こんな広大サッカー部と実力の差が激しすぎる僕は、何を武器にしてついていけばいいのでしょうか。神は理不尽なようで、僕はサッカーをしてきたくせして卓越した身体能力などは一切持ち合わせていません。高校のスポーツテストではD判定を取ったこともありますし、結構太っちゃう体質でもあります。受験勉強時には16キロ太ってしまい、さすがに笑えませんでした。

そこで、僕は自分の何を武器にすればいいのか考えて、一つひねり出しました。それは、性格が無駄に変な方向に真面目なことです。なんやねんと思う人もいるかとは思いますが、ただただ真面目に、着実に焦らずにちょっとず~つうまくなっていくということに、僕は全く抵抗がないです。意外と人間焦っちゃったりしそうなもんですから、わりかし焦らずにちょっとずつができるのは強みなのかなと思います。ぼちぼちいこか~の精神ですね。僕にはそれしか生き残る道はないのかなとも思います。

 

 

さあやっとっと半分まで来ましたが、ここであえて一見サッカーと全く関係なさそうな、僕の好きな言葉についてちょっとだけ語らせてください。

「人生に科学の視点を。」

これが僕の一番好きな言葉です。僕が高校の時に通っていた塾の先生の言葉です。字面だけでは何言ってんのかよおわからんと思いますので、説明すると、物事を科学の視点から見ることで、人生豊かになるよってことです。

科学は実に地道です。Try and Error の連続、何が起こっているかわからない眼前の現象に対して、仮説を立て、実験し、仮説を立て、また実験しの繰り返しです。大した発見もできずに歴史に名を刻まれなかった科学者もごまんといるでしょう。多分。そうして紀元前から人類が積み上げてきた科学も、真理には永遠に到達することがない、常に反証可能性をはらみ、それが消えることは絶対にないということが、数学的に証明されているのも悲しいものです。

ではなぜ人類は科学をし続けるのか。僕なりにはその答えはあまりに単純で、ただただ目の前の世界のことを知りたい、世界の美しさを誰よりも理解したい、という、人類の果てなき欲求に忠実だからだと思います。

つまり何が言いたいのか。

僕のサッカーへの取り組み方は、この考え方が大きく反映されています。自分の何を磨けばいいのか、何を修正すればいいのかという眼前の問いに対して仮説を立て、練習で実験、また仮説を立て、そしてまた実験…。それを繰り返すことで、本当に少しずつ上手くなれるだろうと信じ努力を続ける。ただひたすらに上手くなりたい、試合に出たいという欲の下に。
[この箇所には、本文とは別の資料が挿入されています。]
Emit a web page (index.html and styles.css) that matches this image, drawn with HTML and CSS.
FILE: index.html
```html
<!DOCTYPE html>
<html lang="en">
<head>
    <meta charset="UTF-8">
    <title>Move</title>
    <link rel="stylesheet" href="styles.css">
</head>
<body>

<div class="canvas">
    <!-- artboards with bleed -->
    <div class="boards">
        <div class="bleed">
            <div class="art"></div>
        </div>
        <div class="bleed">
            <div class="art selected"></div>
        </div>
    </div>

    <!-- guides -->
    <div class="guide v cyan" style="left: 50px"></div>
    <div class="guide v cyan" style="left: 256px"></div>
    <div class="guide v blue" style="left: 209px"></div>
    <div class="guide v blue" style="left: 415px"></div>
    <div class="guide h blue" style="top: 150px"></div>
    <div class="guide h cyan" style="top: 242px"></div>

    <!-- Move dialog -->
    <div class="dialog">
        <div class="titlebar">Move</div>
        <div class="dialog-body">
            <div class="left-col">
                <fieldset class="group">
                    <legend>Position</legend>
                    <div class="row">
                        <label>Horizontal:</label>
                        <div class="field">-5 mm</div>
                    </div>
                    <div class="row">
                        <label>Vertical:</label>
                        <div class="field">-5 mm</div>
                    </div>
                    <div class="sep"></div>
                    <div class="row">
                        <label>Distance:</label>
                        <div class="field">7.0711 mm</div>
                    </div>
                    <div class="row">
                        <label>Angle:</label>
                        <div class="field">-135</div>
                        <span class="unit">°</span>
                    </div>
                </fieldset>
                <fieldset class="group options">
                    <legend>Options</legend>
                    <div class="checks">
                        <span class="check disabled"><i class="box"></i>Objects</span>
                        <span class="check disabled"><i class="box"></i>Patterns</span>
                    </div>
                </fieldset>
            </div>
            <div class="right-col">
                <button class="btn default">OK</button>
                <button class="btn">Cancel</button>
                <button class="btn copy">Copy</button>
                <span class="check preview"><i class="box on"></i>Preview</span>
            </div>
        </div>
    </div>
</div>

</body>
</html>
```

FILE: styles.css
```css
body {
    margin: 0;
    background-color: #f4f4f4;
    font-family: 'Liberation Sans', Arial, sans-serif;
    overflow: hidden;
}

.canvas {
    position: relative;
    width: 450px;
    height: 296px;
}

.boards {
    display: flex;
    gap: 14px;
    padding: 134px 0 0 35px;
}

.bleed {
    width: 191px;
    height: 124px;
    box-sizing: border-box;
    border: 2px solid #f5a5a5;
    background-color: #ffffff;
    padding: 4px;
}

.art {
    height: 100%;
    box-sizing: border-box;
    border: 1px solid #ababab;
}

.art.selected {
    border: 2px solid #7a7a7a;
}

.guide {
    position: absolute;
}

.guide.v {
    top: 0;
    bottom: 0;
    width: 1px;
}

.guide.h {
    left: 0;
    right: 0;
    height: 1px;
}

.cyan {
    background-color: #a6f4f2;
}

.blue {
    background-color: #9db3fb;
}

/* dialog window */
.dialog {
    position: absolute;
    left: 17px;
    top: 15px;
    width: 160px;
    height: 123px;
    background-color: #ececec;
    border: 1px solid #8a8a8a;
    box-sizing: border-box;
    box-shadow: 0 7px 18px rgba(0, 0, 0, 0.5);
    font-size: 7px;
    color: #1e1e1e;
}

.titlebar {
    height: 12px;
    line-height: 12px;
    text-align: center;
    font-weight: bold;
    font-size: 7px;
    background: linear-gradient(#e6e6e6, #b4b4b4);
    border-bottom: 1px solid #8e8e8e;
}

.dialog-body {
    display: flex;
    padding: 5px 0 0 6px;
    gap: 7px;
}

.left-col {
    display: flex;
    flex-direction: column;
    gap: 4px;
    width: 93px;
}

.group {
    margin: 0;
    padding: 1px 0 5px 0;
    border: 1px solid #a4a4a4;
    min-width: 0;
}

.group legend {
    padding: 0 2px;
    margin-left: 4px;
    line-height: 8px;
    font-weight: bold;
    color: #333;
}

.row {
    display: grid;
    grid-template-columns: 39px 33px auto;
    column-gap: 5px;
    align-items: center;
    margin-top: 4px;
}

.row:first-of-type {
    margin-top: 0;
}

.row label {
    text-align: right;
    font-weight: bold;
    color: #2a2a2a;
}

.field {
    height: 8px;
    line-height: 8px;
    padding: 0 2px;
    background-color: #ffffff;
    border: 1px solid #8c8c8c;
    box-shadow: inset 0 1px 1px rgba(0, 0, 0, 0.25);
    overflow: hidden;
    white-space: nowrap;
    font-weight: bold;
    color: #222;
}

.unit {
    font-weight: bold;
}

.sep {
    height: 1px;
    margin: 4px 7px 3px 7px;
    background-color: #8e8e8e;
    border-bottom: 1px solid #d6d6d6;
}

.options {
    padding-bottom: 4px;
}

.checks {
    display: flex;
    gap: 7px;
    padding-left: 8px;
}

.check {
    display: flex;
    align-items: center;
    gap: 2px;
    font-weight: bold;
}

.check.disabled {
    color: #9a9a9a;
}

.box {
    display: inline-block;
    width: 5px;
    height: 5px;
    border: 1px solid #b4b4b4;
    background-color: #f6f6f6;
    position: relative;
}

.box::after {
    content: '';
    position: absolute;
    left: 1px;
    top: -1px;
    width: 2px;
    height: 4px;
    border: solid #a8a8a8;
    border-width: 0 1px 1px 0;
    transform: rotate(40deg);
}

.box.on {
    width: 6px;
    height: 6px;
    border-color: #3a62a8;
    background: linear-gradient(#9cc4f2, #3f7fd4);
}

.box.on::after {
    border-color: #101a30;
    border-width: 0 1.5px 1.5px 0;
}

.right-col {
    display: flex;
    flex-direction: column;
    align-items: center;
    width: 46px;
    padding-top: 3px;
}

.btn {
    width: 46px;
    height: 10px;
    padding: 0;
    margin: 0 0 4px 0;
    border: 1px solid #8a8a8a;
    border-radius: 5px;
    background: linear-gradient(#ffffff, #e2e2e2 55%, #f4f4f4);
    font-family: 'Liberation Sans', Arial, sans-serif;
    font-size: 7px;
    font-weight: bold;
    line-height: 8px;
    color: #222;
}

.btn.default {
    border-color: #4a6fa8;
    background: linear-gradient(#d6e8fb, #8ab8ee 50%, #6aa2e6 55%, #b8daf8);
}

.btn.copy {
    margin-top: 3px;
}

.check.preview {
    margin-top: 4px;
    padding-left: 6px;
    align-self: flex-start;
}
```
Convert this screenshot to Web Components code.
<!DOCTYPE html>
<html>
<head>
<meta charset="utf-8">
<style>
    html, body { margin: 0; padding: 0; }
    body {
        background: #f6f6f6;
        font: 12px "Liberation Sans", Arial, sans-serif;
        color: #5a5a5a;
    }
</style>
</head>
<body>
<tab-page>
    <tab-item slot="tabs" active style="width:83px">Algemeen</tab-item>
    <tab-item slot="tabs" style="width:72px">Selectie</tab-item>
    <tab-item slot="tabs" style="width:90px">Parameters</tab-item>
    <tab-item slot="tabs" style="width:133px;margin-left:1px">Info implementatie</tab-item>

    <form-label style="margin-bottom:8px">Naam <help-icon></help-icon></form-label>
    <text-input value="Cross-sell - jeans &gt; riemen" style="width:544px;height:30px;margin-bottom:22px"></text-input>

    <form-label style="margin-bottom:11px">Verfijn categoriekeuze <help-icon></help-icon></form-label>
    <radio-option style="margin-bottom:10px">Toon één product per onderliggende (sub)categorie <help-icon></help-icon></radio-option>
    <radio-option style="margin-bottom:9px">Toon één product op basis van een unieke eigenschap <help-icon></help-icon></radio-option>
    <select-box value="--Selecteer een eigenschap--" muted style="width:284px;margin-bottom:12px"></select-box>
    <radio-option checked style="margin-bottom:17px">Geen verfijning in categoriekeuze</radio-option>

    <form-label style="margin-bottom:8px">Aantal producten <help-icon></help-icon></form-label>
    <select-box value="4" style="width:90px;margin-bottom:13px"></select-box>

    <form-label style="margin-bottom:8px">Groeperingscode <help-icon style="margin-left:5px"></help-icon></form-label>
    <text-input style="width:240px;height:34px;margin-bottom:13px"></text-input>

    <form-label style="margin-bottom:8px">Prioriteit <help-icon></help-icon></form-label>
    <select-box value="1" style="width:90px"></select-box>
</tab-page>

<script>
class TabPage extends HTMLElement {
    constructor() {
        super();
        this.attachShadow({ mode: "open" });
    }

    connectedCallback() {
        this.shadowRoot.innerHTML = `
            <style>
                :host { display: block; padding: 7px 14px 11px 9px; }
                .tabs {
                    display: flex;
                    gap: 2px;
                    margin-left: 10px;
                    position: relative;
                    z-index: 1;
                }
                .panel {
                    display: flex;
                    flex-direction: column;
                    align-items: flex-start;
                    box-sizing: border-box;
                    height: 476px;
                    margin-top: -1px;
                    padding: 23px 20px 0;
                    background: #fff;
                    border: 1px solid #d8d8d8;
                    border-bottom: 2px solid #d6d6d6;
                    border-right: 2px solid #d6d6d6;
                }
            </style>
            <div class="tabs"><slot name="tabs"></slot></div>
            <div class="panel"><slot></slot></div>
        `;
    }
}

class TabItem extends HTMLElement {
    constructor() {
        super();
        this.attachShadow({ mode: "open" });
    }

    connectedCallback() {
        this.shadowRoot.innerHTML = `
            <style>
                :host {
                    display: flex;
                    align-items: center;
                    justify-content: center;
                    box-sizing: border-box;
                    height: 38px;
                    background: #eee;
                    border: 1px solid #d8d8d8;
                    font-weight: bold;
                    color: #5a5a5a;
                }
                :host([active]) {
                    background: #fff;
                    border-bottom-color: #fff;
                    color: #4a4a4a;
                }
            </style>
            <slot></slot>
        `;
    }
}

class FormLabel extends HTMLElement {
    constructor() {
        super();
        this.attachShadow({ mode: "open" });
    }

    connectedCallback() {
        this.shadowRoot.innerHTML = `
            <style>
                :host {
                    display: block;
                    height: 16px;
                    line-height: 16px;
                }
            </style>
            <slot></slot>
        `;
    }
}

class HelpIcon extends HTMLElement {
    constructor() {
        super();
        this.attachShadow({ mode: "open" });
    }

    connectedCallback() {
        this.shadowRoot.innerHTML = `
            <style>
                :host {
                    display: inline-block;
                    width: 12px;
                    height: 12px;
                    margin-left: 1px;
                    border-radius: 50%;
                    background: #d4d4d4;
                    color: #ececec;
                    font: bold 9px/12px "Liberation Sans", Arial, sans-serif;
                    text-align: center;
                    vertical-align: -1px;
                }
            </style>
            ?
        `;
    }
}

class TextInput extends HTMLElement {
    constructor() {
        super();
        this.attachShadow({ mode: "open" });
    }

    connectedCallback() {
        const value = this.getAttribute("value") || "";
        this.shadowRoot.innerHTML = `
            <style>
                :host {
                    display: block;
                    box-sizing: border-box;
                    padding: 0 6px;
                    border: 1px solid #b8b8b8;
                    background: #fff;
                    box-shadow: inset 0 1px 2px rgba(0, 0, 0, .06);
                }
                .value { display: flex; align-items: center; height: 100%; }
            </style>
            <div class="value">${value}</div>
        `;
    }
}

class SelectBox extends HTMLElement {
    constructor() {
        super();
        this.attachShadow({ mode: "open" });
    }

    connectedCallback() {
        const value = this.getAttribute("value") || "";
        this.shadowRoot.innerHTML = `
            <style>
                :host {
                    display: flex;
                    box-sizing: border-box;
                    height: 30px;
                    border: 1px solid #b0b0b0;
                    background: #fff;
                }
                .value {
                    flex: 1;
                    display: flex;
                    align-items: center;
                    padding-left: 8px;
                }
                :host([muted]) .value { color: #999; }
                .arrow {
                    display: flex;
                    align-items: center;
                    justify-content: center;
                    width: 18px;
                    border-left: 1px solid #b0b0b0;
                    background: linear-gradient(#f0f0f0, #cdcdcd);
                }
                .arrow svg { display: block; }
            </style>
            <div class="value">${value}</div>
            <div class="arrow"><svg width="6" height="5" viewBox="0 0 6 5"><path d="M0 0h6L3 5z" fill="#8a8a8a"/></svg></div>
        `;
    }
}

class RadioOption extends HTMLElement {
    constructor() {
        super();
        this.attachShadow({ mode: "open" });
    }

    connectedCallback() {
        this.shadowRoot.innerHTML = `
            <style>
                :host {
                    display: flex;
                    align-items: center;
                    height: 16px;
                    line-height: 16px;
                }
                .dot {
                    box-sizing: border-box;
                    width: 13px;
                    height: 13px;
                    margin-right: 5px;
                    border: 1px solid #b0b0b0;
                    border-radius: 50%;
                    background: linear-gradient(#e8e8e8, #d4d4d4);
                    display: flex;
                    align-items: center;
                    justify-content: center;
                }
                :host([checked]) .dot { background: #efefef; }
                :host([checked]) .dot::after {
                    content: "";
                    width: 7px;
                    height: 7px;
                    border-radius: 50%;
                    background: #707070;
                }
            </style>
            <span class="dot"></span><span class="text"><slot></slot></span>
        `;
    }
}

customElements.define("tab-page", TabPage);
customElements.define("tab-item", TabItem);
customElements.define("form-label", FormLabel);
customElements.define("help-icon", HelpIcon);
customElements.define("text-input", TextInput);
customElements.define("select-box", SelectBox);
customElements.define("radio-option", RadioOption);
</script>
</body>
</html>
僕はサイエンスを信じています。だから、目標に向かって地道なTry and Error を続けていきたいと思います。というのが、僕のサッカーに対する取り組み方のポリシーみたいなものかなあと思っています。

もしこのパラグラフの話がピンと来なかったという方は、Dr.Stoneというアニメを見てくださるとわかりやすいかなと思います。

 

 

そういった努力の目的地として、最終的にはトップのレギュラーの座を勝ち取ってやるぞというのが僕の当面の個人的な大きめの目標になるのかなと思います。まだ僕はチームを勝たせるとかそういうことを語れるようなポジションにいないので、そういうのはそれが僕の実力的に現実的になってきたら考えようかなと思います。

僕は自分の欲、特に「おもろい」と感じることに対しては、とことんやりたいたちです。だからただただ物理を極めたいという理由で物理学科に入りましたし、サッカーサークルに入ることなく、この厳しいであろうサッカー部にわざわざ入りました。そういうわけで、僕はこの最高に自分を磨ける環境で、思いっきりサッカーをやり切りたいと思います。

 

 

最後になりましたが、これまで支えてくれた、両親はじめ非常に多くの人のおかげで、今僕はサッカーができる、させていただいているということに大変感謝しています。

まだまだヘタクソで、何もわかっていない者ではありますが、地道に、真面目に、一歩一歩着実に努力して、これからも励んでいこうと思いますので、今後ともどうぞよろしくお願いします。

最後までこんな変でクソ長い文章を読んでいただきありがとうございました。